「象と耳鳴り」恩田陸
こんな話を聞いたか、読んだか。。
恐竜の化石について信憑性が無い、という意見があるのだと。
同じ場所で発掘したことで、同個体の骨という前提・「生物の構造」という前提を元に、はまる骨をはめて、生前(?)の姿を想定している。
たまたま合致したからであって、本当は複数個体の骨をつなげてしまっている可能性もあるのでは、現在の生物とまったく別の構造をしている場合、今博物館で展示されているような、みなが想像する姿ではないのではと。
実際、別の生物の骨をつなげて「新種発見」と報じられたが、後でそれは間違いと訂正されたものもあったとのこと。。
推理小説の中で「パズルのピースがはまった」的な表現をされるのを何度か見てきた。
フィクションの中では都合よくそれが「真実」で事件は解決していくが、上述した恐竜の化石のように、パズルが偶然にしてはまっただけで、足りないピース・余計なピースが実は存在し、本当はまったく違う姿を見せることもあるのでは無いか、なんてこの小説を読んで思った。
本作品は短編集、表題作もそうなのだがリアルタイムで事件が起こることはない、「安楽椅子探偵」というジャンルのものだと思う。

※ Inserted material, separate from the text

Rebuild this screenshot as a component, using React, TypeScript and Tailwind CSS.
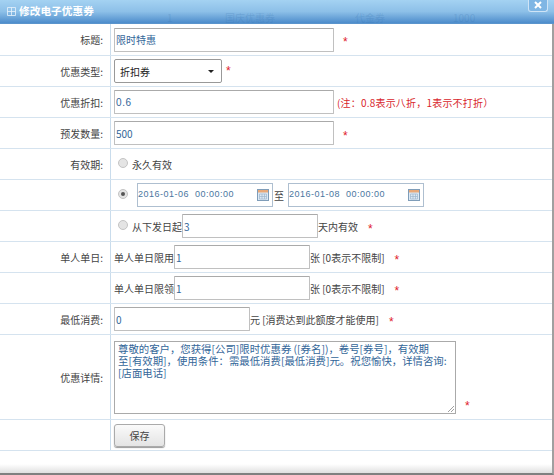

主人公は退職した判事で、彼の記憶や周りの人間の記憶・思い出、ふとした気づきを元に推理が進み、事件・事態の様子が見えてくる。
面白いのは、推理した本人達も読んでいるこちらも、それが真実かどうかは確信を持てていない。
裏付け捜査が行われるわけではないし、元判事といってもただの一般市民が推理するだけなので、実際に逮捕だの真相を暴くだのと行動に移ることはない。
ここで実はこんなことがあったのでは?あの人は実はこんなことを思っていたのでは?とその場にあるピースで推理されるうすら寒い想像に震えるのみの結末。
その事件が本当に起こったかわからない、はまるものをただはめてみたらその姿になった。
そう「恐竜の化石」。
自分的には「給水塔」という話が好き。
一番うすら寒かった。
なんか今日文章が固い気がする。。